I recently vacationed in Northern Italy, thereby establishing two personal firsts.

The trip not only marked my first time in Europe — previously, my only experience of foreign countries was short hops across the Canadian and Mexican borders — but also the first time I have ever been absent from my job for two consecutive weeks. I learned as much from the one as from the other.

Northern Italy, particularly Florence, is where Western culture first emerged from the Dark Ages and entered what we now call the Renaissance — a period of spiritual and intellectual awakening that is most vividly apparent in 15th-century art and architecture.

I won't ask you to sit through a travel log or subject you to a verbal version of my vacation slides, but the experience truly was unforgettable for all of the usual reasons. There is almost too much to see and to assimilate. For me, and I imagine for anyone with a grounding in the building trades, it was difficult to focus on the art because most of the paintings and sculpture were originally created for, and are currently on display in, some of the most remarkable buildings ever constructed.
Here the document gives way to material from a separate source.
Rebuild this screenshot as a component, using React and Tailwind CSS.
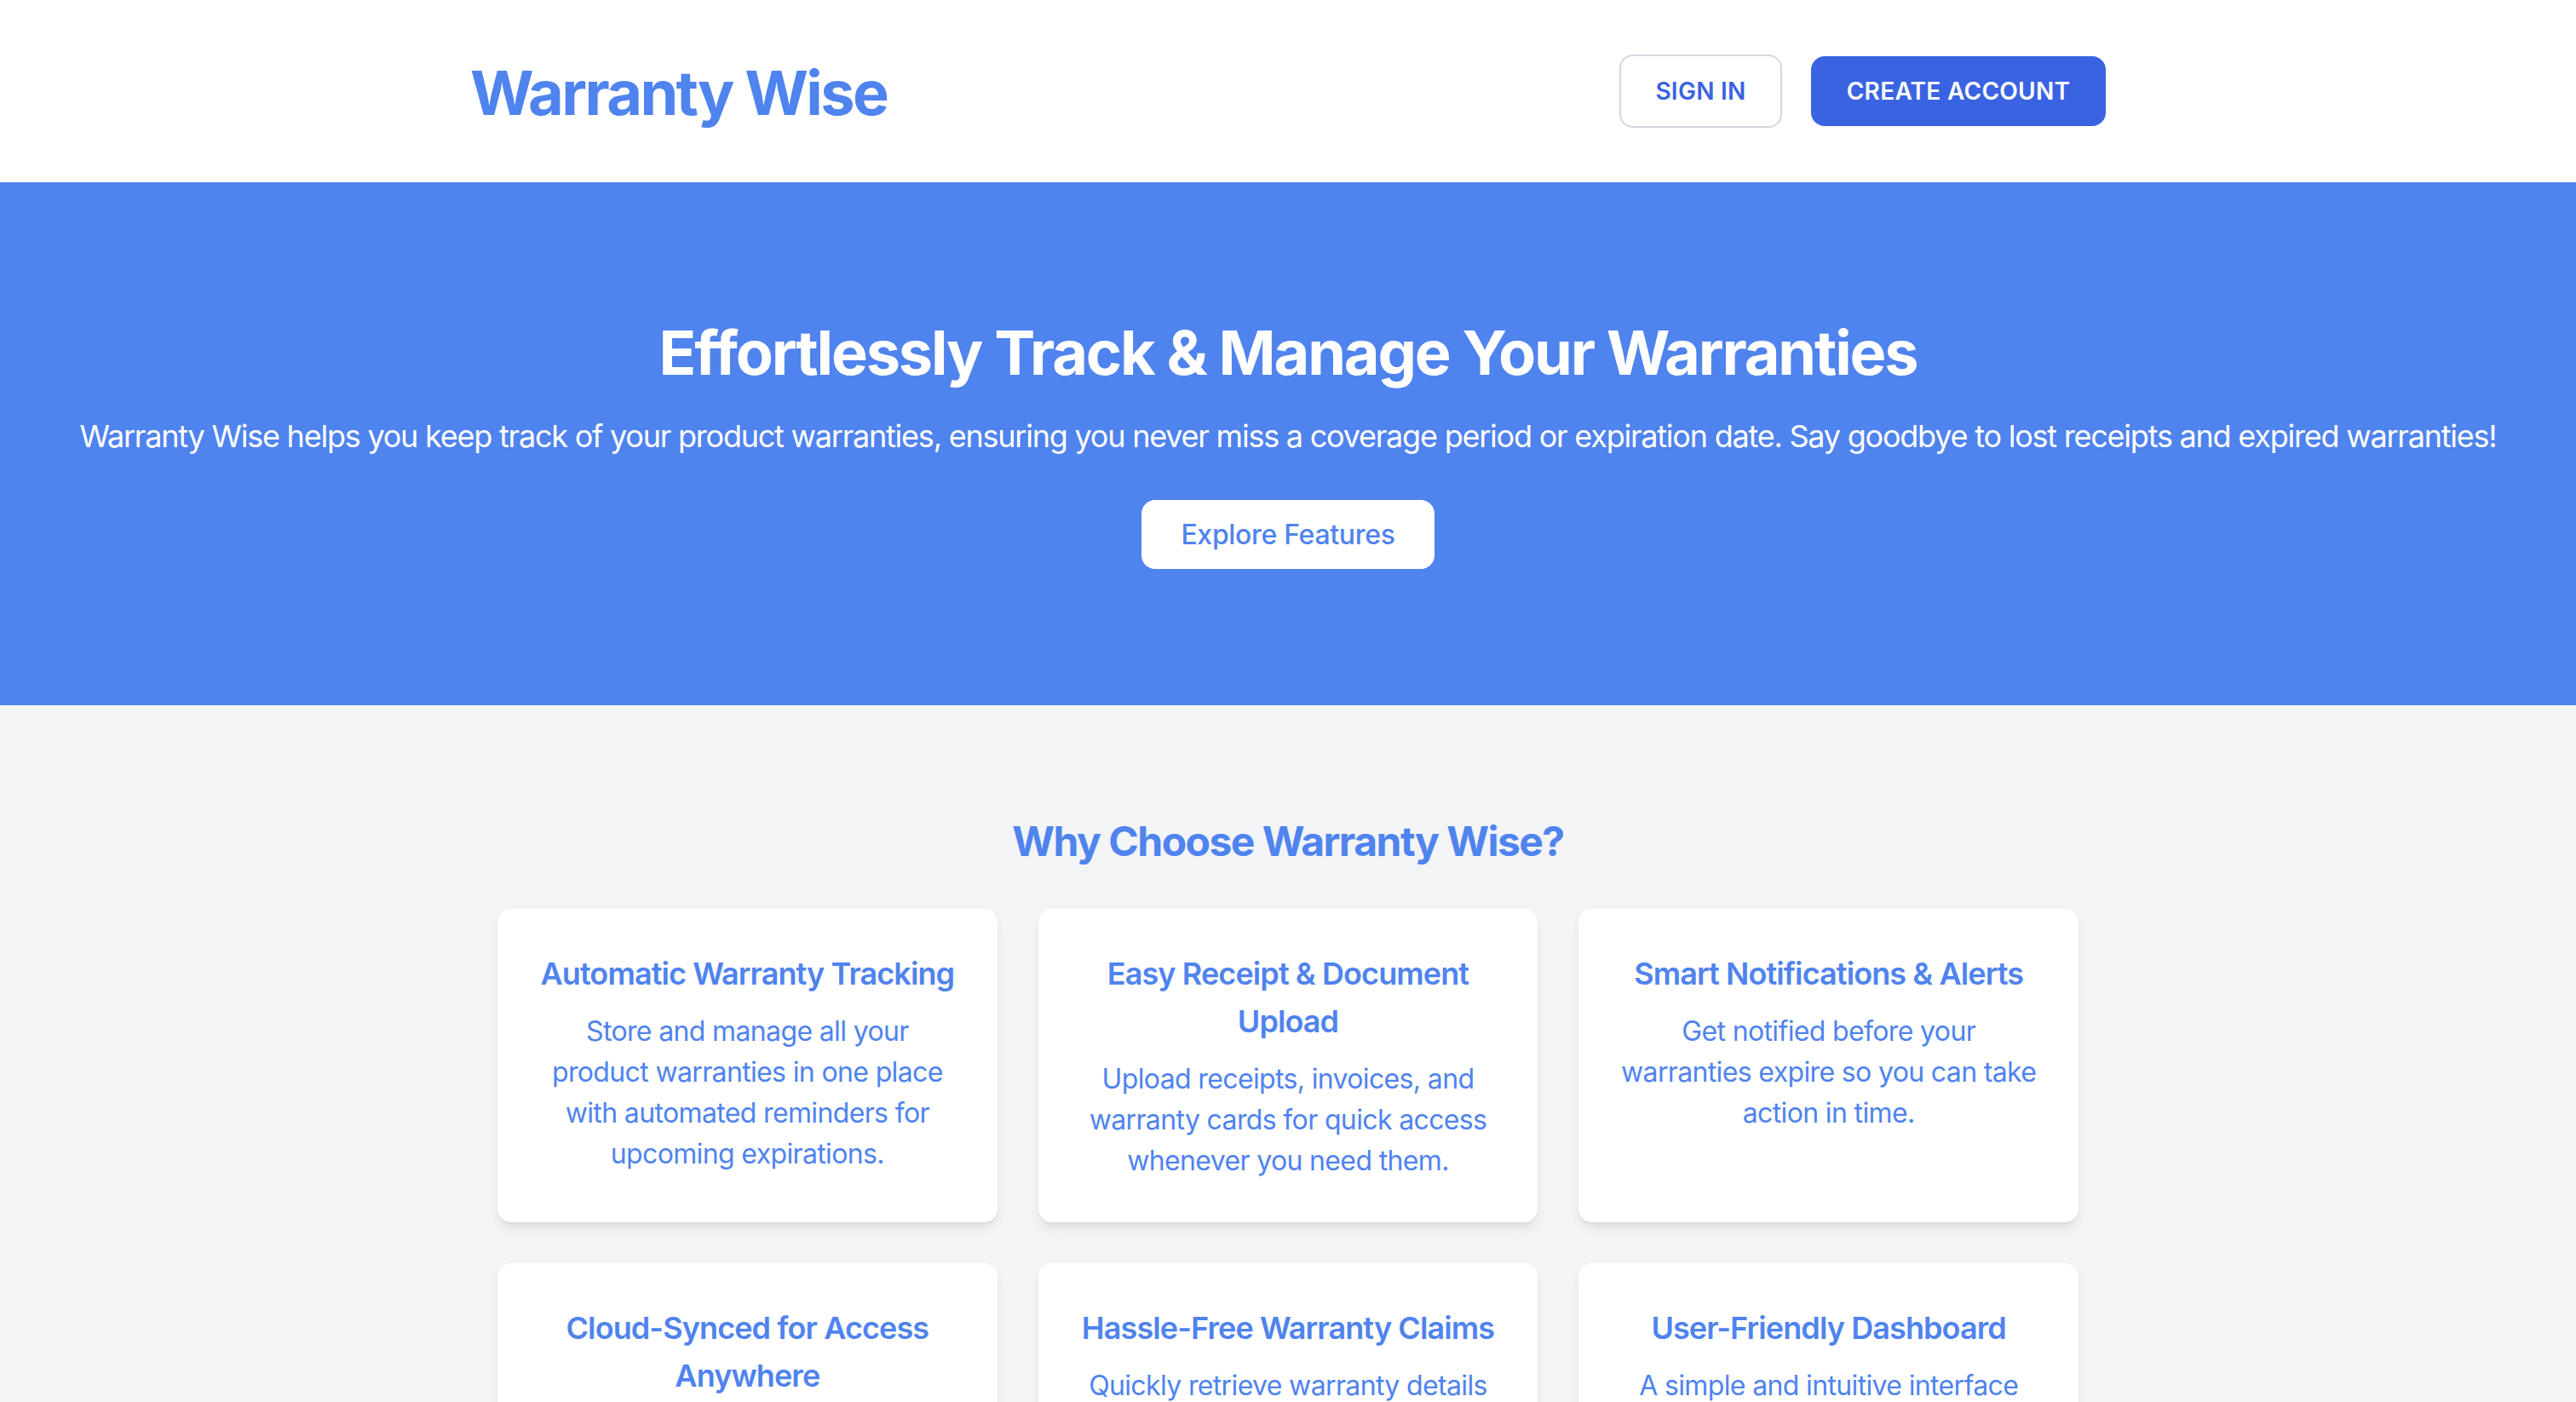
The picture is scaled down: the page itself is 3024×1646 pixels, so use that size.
const features = [
  {
    title: 'Automatic Warranty Tracking',
    text: 'Store and manage all your product warranties in one place with automated reminders for upcoming expirations.',
  },
  {
    title: 'Easy Receipt & Document Upload',
    text: 'Upload receipts, invoices, and warranty cards for quick access whenever you need them.',
  },
  {
    title: 'Smart Notifications & Alerts',
    text: 'Get notified before your warranties expire so you can take action in time.',
  },
  {
    title: 'Cloud-Synced for Access Anywhere',
    text: 'Access your warranty information from any device, anytime, with secure cloud storage.',
  },
  {
    title: 'Hassle-Free Warranty Claims',
    text: 'Quickly retrieve warranty details and documents to make claims faster and easier.',
  },
  {
    title: 'User-Friendly Dashboard',
    text: 'A simple and intuitive interface designed to make managing warranties effortless.',
  },
]

export default function App() {
  return (
    <div className="min-h-screen bg-[#f3f4f6] font-['Inter','Liberation_Sans',sans-serif]">
      <header className="bg-white">
        <div className="mx-auto flex h-[214px] max-w-[2048px] items-center justify-between px-16">
          <h1 className="mt-[4px] text-[72px] font-bold tracking-[-0.036em] text-[#4f83ee]">Warranty Wise</h1>
          <div className="flex items-center gap-[34px]">
            <button className="h-[86px] w-[191px] rounded-2xl border-2 border-[#d5d8de] bg-white text-[28px] font-semibold uppercase tracking-[0.01em] text-[#3a63e2]">
              Sign In
            </button>
            <button className="h-[82px] w-[346px] rounded-2xl bg-[#3a63e2] text-[28px] font-semibold uppercase tracking-[0.01em] text-white">
              Create Account
            </button>
          </div>
        </div>
      </header>

      <section className="bg-[#4f83ee] py-[160px] text-center text-white">
        <h2 className="text-[72px] font-bold leading-[80px] tracking-[-0.03em]">
          Effortlessly Track &amp; Manage Your Warranties
        </h2>
        <p className="mt-[30px] whitespace-nowrap text-[36px] leading-[56px] tracking-[-0.034em]">
          Warranty Wise helps you keep track of your product warranties, ensuring you never miss a coverage period or expiration date. Say goodbye to lost receipts and expired warranties!
        </p>
        <button className="mt-[47px] h-[81px] w-[344px] rounded-2xl bg-white text-[32px] font-medium tracking-[-0.01em] text-[#4f83ee]">
          Explore Features
        </button>
      </section>

      <section className="py-[128px]">
        <h2 className="text-center text-[48px] font-bold leading-[64px] tracking-[-0.032em] text-[#4f83ee]">
          Why Choose Warranty Wise?
        </h2>
        <div className="mx-auto mt-[47px] grid w-[1856px] grid-cols-3 gap-[48px]">
          {features.map((f) => (
            <div
              key={f.title}
              className="rounded-2xl bg-white px-[44px] py-[48px] text-center text-[#4f83ee] shadow-[0_8px_14px_-4px_rgba(0,0,0,0.12),0_3px_6px_-3px_rgba(0,0,0,0.08)]"
            >
              <h3 className="text-[36px] font-semibold leading-[56px] tracking-[-0.025em]">{f.title}</h3>
              <p className="mt-[16px] px-[4px] text-[32px] leading-[48px] tracking-[-0.02em]">{f.text}</p>
            </div>
          ))}
        </div>
      </section>
    </div>
  )
}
Consider the cathedral in Florence (Santa Maria del Fiore). Commissioned in 1296, it was mostly complete by 1420, except for the huge dome or “cupola.” In fact, during the entire time that the cathedral was being constructed, the technology required to build the dome, once perfected by the Romans, was completely lost. The largest dome in Europe at the time, it is entirely self-supporting and was constructed without the use of any supporting framework. It is a mark of the intellectual confidence — some would say hubris — of the age that the architects nevertheless constructed the cathedral leaving a large octagonal opening fully expecting that by the time their work was finished, the solution would be found. It was, by Filippo Brunelleschi, who spent the last years of his life overseeing the dome's construction, which was completed in 1434. It took another 27 years to finish the “lantern” that sits atop the dome or “cupola” (quite a punch list).

I don't know what all the other tourists who climbed the 463 stone steps to the top of the cupola were thinking, but I kept coming back to craft. Yes, I was on vacation ostensibly to clear my mind of the business of building and remodeling. If that was my goal, I chose the wrong country to visit, because in Italy the reverence for craft is pervasive. This is not surprising in a town like Florence, where the locals included Leonardo da Vinci and Michelangelo. But everyone — government, public and private institutions, businesses, and ordinary citizens — seems to understand the value of the arts and the building trades and actively support them, often by extraordinary means. How extraordinary? When a bridge over the Arno River designed by Michelangelo was destroyed by bombing in World War II, the Italians rebuilt it. Literally. They didn't recreate it or construct an exact replica. They dredged the river to recover the original materials, and re-laid the entire span, stone by stone.

I have written in the past that craftsmanship is taken for granted by today's customer, and that it's control of the customer experience that remodelers need to master to be successful. I stand behind those statements, but not exactly in the sense I originally meant them. Craftsmanship should be a given, but it should never be taken for granted. Process is important, but success is also measured by what we build and how long it lasts.